Google DeepMind Launches Efficient AI Training Method JEST, Significantly Reducing AI Training Energy Consumption

2024-07-09

In the current energy technology framework, the continuous training of advanced AI models is facing unsustainable challenges. We urgently need to explore faster, more economical, and more environmentally friendly training paths. Google DeepMind recently unveiled a cutting-edge research called Joint Example Selection Training (JEST), which revolutionizes AI model training methods. It not only improves speed by an astonishing 13 times but also achieves 10 times higher energy efficiency than traditional methods, injecting new vitality into the industry.
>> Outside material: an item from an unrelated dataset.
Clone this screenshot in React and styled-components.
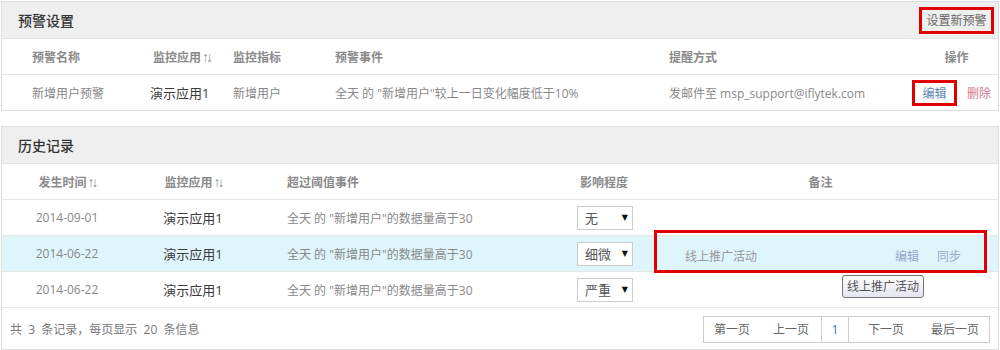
import styled, { createGlobalStyle } from "styled-components";

const GlobalStyle = createGlobalStyle`
  body {
    margin: 0;
    background: #fff;
    font-family: "Open Sans", "Noto Sans CJK SC", sans-serif;
  }
`;

const Page = styled.div`
  width: 1000px;
  height: 350px;
  box-sizing: border-box;
  padding: 1px 1px 0;
  display: flex;
  flex-direction: column;
  gap: 15px;
`;

const Panel = styled.section`
  border: 1px solid #dcdcdc;
`;

const PanelHead = styled.div`
  height: 36px;
  background: #efefef;
  border-bottom: 1px solid #e2e2e2;
  display: flex;
  align-items: center;
  justify-content: space-between;
  padding: 0 7px 0 16px;
`;

const Title = styled.h2`
  margin: 0;
  font-size: 14px;
  font-weight: 500;
  color: #333;
`;

const NewButton = styled.button`
  width: 69px;
  height: 21px;
  padding: 0;
  border: none;
  background: transparent;
  outline: 3px solid #e10000;
  font-family: inherit;
  font-size: 12px;
  color: #666;
`;

const Row = styled.div`
  display: grid;
  grid-template-columns: ${(p) => p.$cols};
  height: 35px;
  align-items: center;
  border-bottom: ${(p) => (p.$last ? "none" : "1px solid #e6e6e6")};
  background: ${(p) => (p.$hl ? "#dff5fc" : "transparent")};
`;

const Cell = styled.div`
  padding-left: ${(p) => p.$pl || 0}px;
  text-align: ${(p) => p.$align || "left"};
  font-size: 12px;
  color: #888;
  white-space: nowrap;
`;

const HeadCell = styled(Cell)`
  font-weight: 700;
  color: #8a8a8a;
`;

const Sort = styled.span`
  font-family: "Liberation Sans", sans-serif;
  font-weight: 400;
  font-size: 14px;
  letter-spacing: -3px;
  color: #8f8f8f;
  margin-left: 1px;
`;

const AppName = styled(Cell)`
  font-size: 13px;
  color: #3a3a3a;
`;

const Actions = styled.div`
  display: flex;
  align-items: center;
`;

const EditLink = styled.span`
  display: inline-flex;
  align-items: center;
  justify-content: center;
  width: 39px;
  height: 20px;
  outline: 3px solid #e10000;
  font-size: 12px;
  color: #5d86b8;
`;

const DeleteLink = styled.span`
  margin-left: 13px;
  font-size: 12px;
  color: #d47a8e;
`;

const Select = styled.div`
  width: 56px;
  height: 24px;
  box-sizing: border-box;
  border: 1px solid #ccc;
  background: #fff;
  display: flex;
  align-items: center;
  justify-content: space-between;
  padding: 0 4px 0 7px;
  font-size: 13px;
  color: #555;
`;

const Caret = styled.span`
  font-family: "DejaVu Sans", sans-serif;
  font-size: 8px;
  color: #111;
`;

const Remark = styled.div`
  position: relative;
  align-self: stretch;
  display: flex;
  align-items: center;
  padding: 5px 23px 0 28px;
  font-size: 12px;
  color: #999;

  &::after {
    content: "";
    position: absolute;
    top: -6px;
    bottom: -2px;
    left: -3px;
    right: -3px;
    border: 3px solid #e10000;
    pointer-events: none;
  }
`;

const RemarkLinks = styled.div`
  margin-left: auto;
  display: flex;
  gap: 18px;
  color: #93a9c9;
`;

const Tooltip = styled.div`
  position: absolute;
  left: 185px;
  top: 39px;
  z-index: 2;
  padding: 1px 4px 2px;
  border: 1px solid #767676;
  border-radius: 3px;
  background: linear-gradient(#ffffff, #e4e5f0);
  font-size: 12px;
  color: #555;
  white-space: nowrap;
`;

const Footer = styled.div`
  height: 40px;
  display: flex;
  align-items: center;
  justify-content: space-between;
  padding: 1px 8px 0;
  font-size: 12px;
  color: #777;
  white-space: pre;
`;

const Pager = styled.div`
  display: flex;
  height: 27px;
  box-sizing: border-box;
  border: 1px solid #ccc;
`;

const PageBtn = styled.span`
  display: flex;
  align-items: center;
  padding: 0 ${(p) => p.$pr}px 0 ${(p) => p.$pl}px;
  font-size: 12px;
  color: #666;
`;

const PageNum = styled.span`
  width: 26px;
  display: flex;
  align-items: center;
  justify-content: center;
  border-left: 1px solid #ccc;
  border-right: 1px solid #ccc;
  font-size: 13px;
  color: #3b7ec2;
`;

const alertCols = "148px 83px 102px 334px 246px 1fr";
const historyCols = "130px 122px 320px 83px 327px 1fr";

const history = [
  { time: "2014-09-01", level: "无" },
  { time: "2014-06-22", level: "细微", remark: "线上推广活动" },
  { time: "2014-06-22", level: "严重" },
];

function App() {
  return (
    <Page>
      <GlobalStyle />
      <Panel>
        <PanelHead>
          <Title>预警设置</Title>
          <NewButton>设置新预警</NewButton>
        </PanelHead>
        <Row $cols={alertCols}>
          <HeadCell $pl={30}>预警名称</HeadCell>
          <HeadCell $pl={3}>
            监控应用<Sort>↑↓</Sort>
          </HeadCell>
          <HeadCell>监控指标</HeadCell>
          <HeadCell>预警事件</HeadCell>
          <HeadCell>提醒方式</HeadCell>
          <HeadCell $align="center">操作</HeadCell>
        </Row>
        <Row $cols={alertCols} $last>
          <Cell $pl={30}>新增用户预警</Cell>
          <AppName>演示应用1</AppName>
          <Cell>新增用户</Cell>
          <Cell>全天 的 "新增用户"较上一日变化幅度低于10%</Cell>
          <Cell>发邮件至 msp_support@iflytek.com</Cell>
          <Actions>
            <EditLink>编辑</EditLink>
            <DeleteLink>删除</DeleteLink>
          </Actions>
        </Row>
      </Panel>

      <Panel>
        <PanelHead>
          <Title>历史记录</Title>
        </PanelHead>
        <Row $cols={historyCols}>
          <HeadCell $align="center">
            发生时间<Sort>↑↓</Sort>
          </HeadCell>
          <HeadCell $align="center">
            监控应用<Sort>↑↓</Sort>
          </HeadCell>
          <HeadCell $pl={33}>超过阈值事件</HeadCell>
          <HeadCell $pl={6}>影响程度</HeadCell>
          <HeadCell $align="center">备注</HeadCell>
          <div />
        </Row>
        {history.map((h, i) => (
          <Row key={i} $cols={historyCols} $hl={!!h.remark}>
            <Cell $align="center">{h.time}</Cell>
            <AppName $align="center">演示应用1</AppName>
            <Cell $pl={33}>全天 的 "新增用户"的数据量高于30</Cell>
            <Cell $pl={3}>
              <Select>
                {h.level}
                <Caret>▼</Caret>
              </Select>
            </Cell>
            {h.remark ? (
              <Remark>
                {h.remark}
                <RemarkLinks>
                  <span>编辑</span>
                  <span>同步</span>
                </RemarkLinks>
                <Tooltip>{h.remark}</Tooltip>
              </Remark>
            ) : (
              <div />
            )}
            <div />
          </Row>
        ))}
        <Footer>
          <span>共  3  条记录，每页显示  20  条信息</span>
          <Pager>
            <PageBtn $pl={10} $pr={12}>第一页</PageBtn>
            <PageBtn $pl={11} $pr={12}>上一页</PageBtn>
            <PageNum>1</PageNum>
            <PageBtn $pl={19} $pr={13}>下一页</PageBtn>
            <PageBtn $pl={14} $pr={10}>最后一页</PageBtn>
          </Pager>
        </Footer>
      </Panel>
    </Page>
  );
}

export default App;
With the booming development of the AI field, the burden on the environment caused by data centers that support the operation of these large models is increasing, attracting widespread attention. JEST is born to solve this pain point. It effectively alleviates the energy-hungry problem in AI training process, significantly reduces computational costs, and lightens the carbon footprint behind AI progress.

Traditional AI training methods often process data point by point, which is time-consuming and consumes a large amount of computing resources. JEST, on the other hand, takes a different approach by focusing on the overall optimization of data batches. Its working principle can be summarized in three steps:

First, lightweight training - train a small AI model, like a savvy screening officer, responsible for evaluating and giving "high scores" to high-quality data.
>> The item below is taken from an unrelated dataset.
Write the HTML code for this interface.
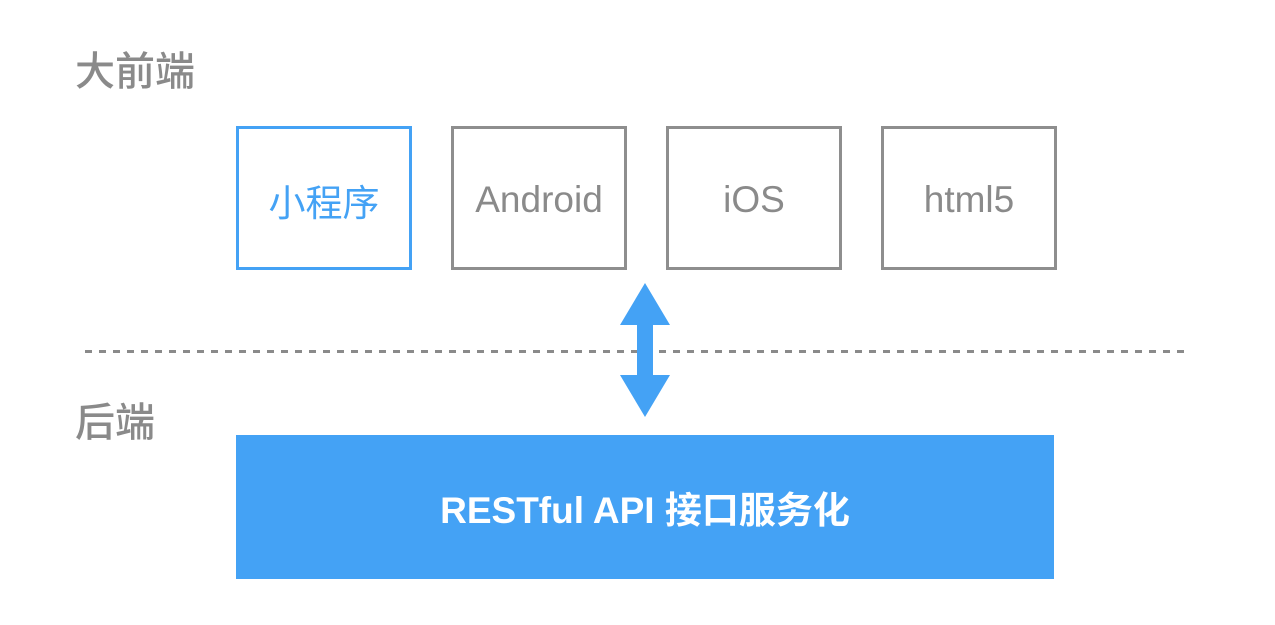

Second, survival of the fittest - the small model ranks the data based on its quality, just like holding a fierce "draft" for data batches.

Third, precise feeding - with these carefully selected high-quality data, the large model can absorb knowledge more efficiently and achieve rapid growth.
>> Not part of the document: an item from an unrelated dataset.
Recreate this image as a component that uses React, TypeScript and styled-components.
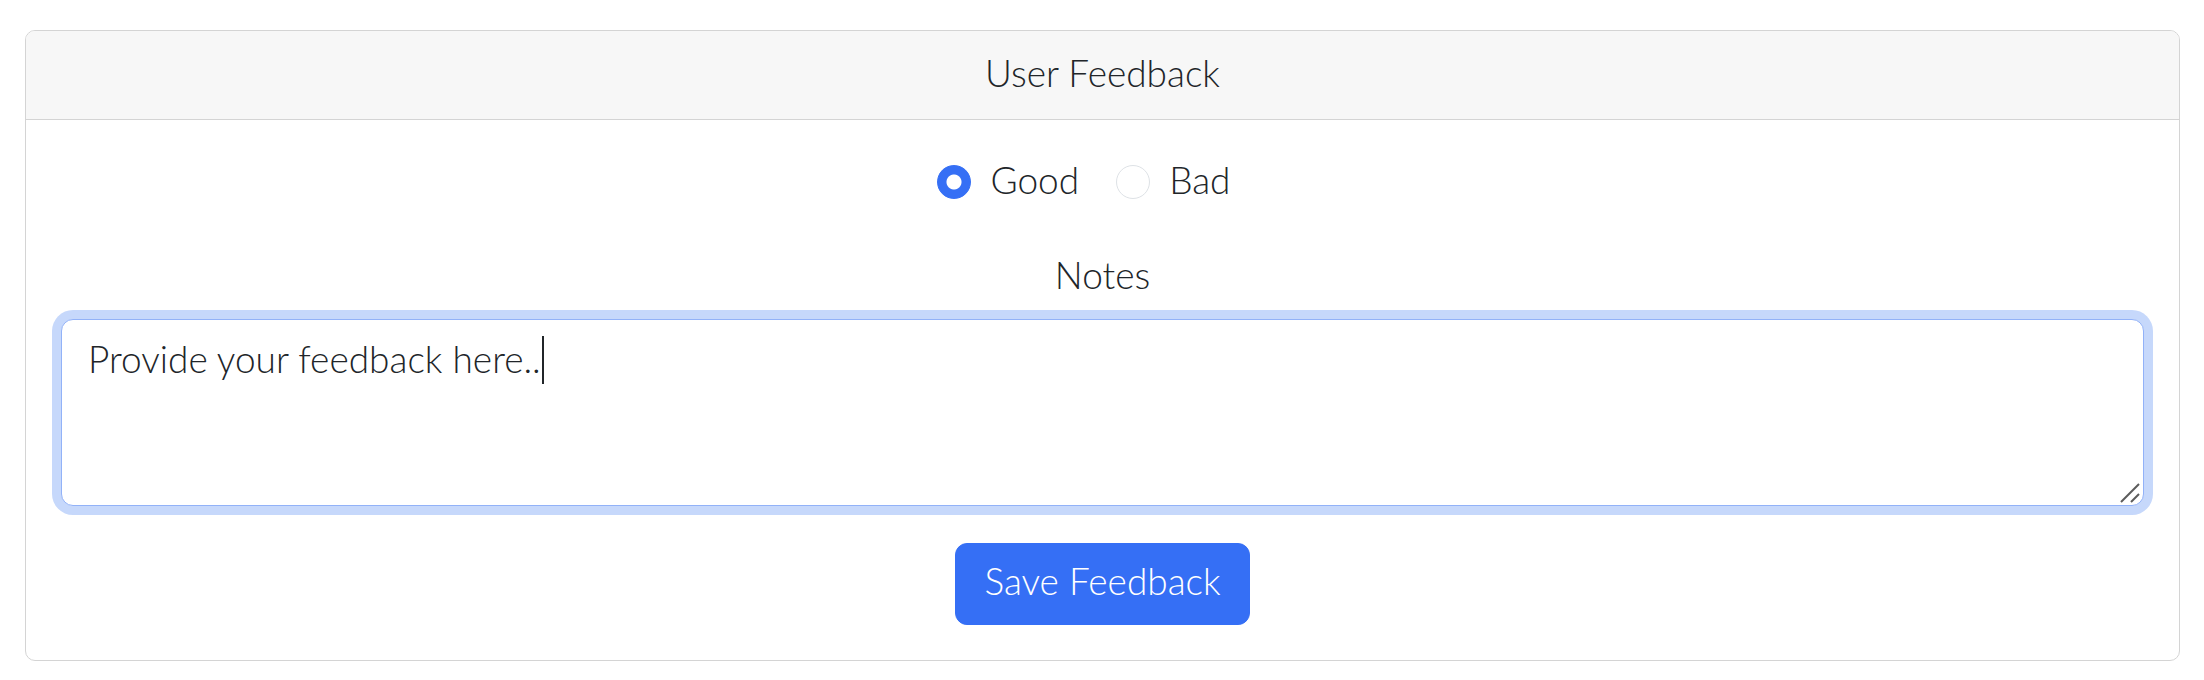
import React, { useEffect, useRef, useState } from "react";
import styled, { createGlobalStyle } from "styled-components";

const FONT = `Lato, "Open Sans", Arial, sans-serif`;

const GlobalStyle = createGlobalStyle`
  html, body {
    margin: 0;
    padding: 0;
    background: #ffffff;
  }
  body {
    font-family: ${FONT};
    font-weight: 300;
    color: #212529;
  }
  * {
    box-sizing: border-box;
  }
`;

const Page = styled.div`
  padding: 30px 24px 0 25px;
`;

const Card = styled.div`
  border: 1px solid #d4d4d4;
  border-radius: 10px;
  overflow: hidden;
  background: #ffffff;
`;

const CardHeader = styled.div`
  background: #f7f7f7;
  border-bottom: 1px solid #d4d4d4;
  padding: 14px 0 18px;
  text-align: center;
  font-size: 37px;
  line-height: 56px;
  color: #212529;
`;

const CardBody = styled.form`
  padding: 32px 35px 35px;
  display: flex;
  flex-direction: column;
  align-items: center;
`;

const RadioGroup = styled.div`
  display: flex;
  align-items: center;
  height: 56px;
`;

const RadioLabel = styled.label`
  display: flex;
  align-items: center;
  gap: 19px;
  margin-right: 37px;
  font-size: 37px;
  line-height: 56px;
  cursor: pointer;
`;

const RadioInput = styled.input`
  appearance: none;
  margin: 4px 0 0;
  width: 34px;
  height: 34px;
  border-radius: 50%;
  border: 1px solid #dee2e6;
  background: #ffffff;
  flex-shrink: 0;

  &:checked {
    border-color: #356ff5;
    background: radial-gradient(circle, #ffffff 0 7px, #356ff5 8px);
  }
`;

const NotesLabel = styled.label`
  margin-top: 39px;
  font-size: 37px;
  line-height: 56px;
`;

const AreaWrap = styled.div`
  position: relative;
  width: 100%;
  margin-top: 16px;
`;

const NotesArea = styled.textarea<{ $focused: boolean }>`
  display: block;
  width: 100%;
  height: 187px;
  padding: 11px 26px 8px;
  font-family: ${FONT};
  font-weight: 300;
  font-size: 37px;
  line-height: 56px;
  color: #212529;
  caret-color: transparent;
  border: 1px solid ${(p) => (p.$focused ? "#92b2f8" : "#dee2e6")};
  border-radius: 12px;
  outline: none;
  resize: none;
  box-shadow: ${(p) => (p.$focused ? "0 0 0 9px #c6d8fb" : "none")};
`;

const Caret = styled.span`
  position: absolute;
  top: 17px;
  width: 2px;
  height: 48px;
  background: #212529;
  pointer-events: none;
`;

const Grip = styled.svg`
  position: absolute;
  right: 4px;
  bottom: 3px;
  width: 20px;
  height: 20px;
  pointer-events: none;
`;

const SaveButton = styled.button`
  margin-top: 37px;
  padding: 9px 28px 15px;
  border: 1px solid #356ff5;
  border-radius: 12px;
  background: #356ff5;
  color: #ffffff;
  font-family: ${FONT};
  font-weight: 300;
  font-size: 37px;
  line-height: 56px;
  cursor: pointer;
`;

const measure = (text: string) => {
  const ctx = document.createElement("canvas").getContext("2d");
  if (!ctx) return text.length * 16;
  ctx.font = `300 37px ${FONT}`;
  return ctx.measureText(text).width;
};

export default function App() {
  const [rating, setRating] = useState("good");
  const [notes, setNotes] = useState("Provide your feedback here..");
  const [caretX, setCaretX] = useState(0);
  const areaRef = useRef<HTMLTextAreaElement>(null);

  useEffect(() => {
    const el = areaRef.current;
    if (el) {
      el.focus();
      el.setSelectionRange(el.value.length, el.value.length);
    }
    document.fonts.ready.then(() => setCaretX(27 + measure(notes)));
  }, [notes]);

  return (
    <>
      <GlobalStyle />
      <Page>
        <Card>
          <CardHeader>User Feedback</CardHeader>
          <CardBody onSubmit={(e) => e.preventDefault()}>
            <RadioGroup>
              <RadioLabel>
                <RadioInput
                  type="radio"
                  name="rating"
                  checked={rating === "good"}
                  onChange={() => setRating("good")}
                />
                Good
              </RadioLabel>
              <RadioLabel>
                <RadioInput
                  type="radio"
                  name="rating"
                  checked={rating === "bad"}
                  onChange={() => setRating("bad")}
                />
                Bad
              </RadioLabel>
            </RadioGroup>
            <NotesLabel htmlFor="notes">Notes</NotesLabel>
            <AreaWrap>
              <NotesArea
                id="notes"
                ref={areaRef}
                $focused={true}
                value={notes}
                onChange={(e) => setNotes(e.target.value)}
              />
              {caretX > 0 && <Caret style={{ left: caretX }} />}
              <Grip viewBox="0 0 20 20">
                <path
                  d="M1 19 L19 1 M11 19 L19 11"
                  stroke="#5c5c5c"
                  strokeWidth="2"
                  fill="none"
                />
              </Grip>
            </AreaWrap>
            <SaveButton type="submit">Save Feedback</SaveButton>
          </CardBody>
        </Card>
      </Page>
    </>
  );
}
The key to JEST's efficiency lies in its ability to view data batches from a holistic perspective rather than getting caught up in details. It uses multimodal contrastive learning, allowing different types of data such as text and images to interact with each other during training, significantly accelerating the training process through overall scoring and subset selection.

The core of this process lies in two pillars:

First, "learnability score" cleverly compares the loss of the large model being trained (learner) with the loss of the pre-trained small model (reference), thereby identifying high-quality batches that are both challenging and informative.

Second, "batch selection" - JEST adopts an intelligent algorithm inspired by Gibbs sampling to ensure that the selected batches maximize learning benefits while accelerating the training process.

DeepMind's experiments fully validate the outstanding performance of JEST. It not only significantly reduces the number of training iterations and computational costs but also maintains performance comparable to existing top models. This achievement is not only a small step forward in technology but also an important step towards making AI training more sustainable and scalable.

However, JEST is not without flaws. It currently relies on specific small and carefully curated datasets to assist the selection process, and the method of automatically inferring the optimal reference distribution is still to be explored. But this does not diminish the enormous potential demonstrated by JEST, which indicates that we still have a broad space for exploration in optimizing AI training efficiency.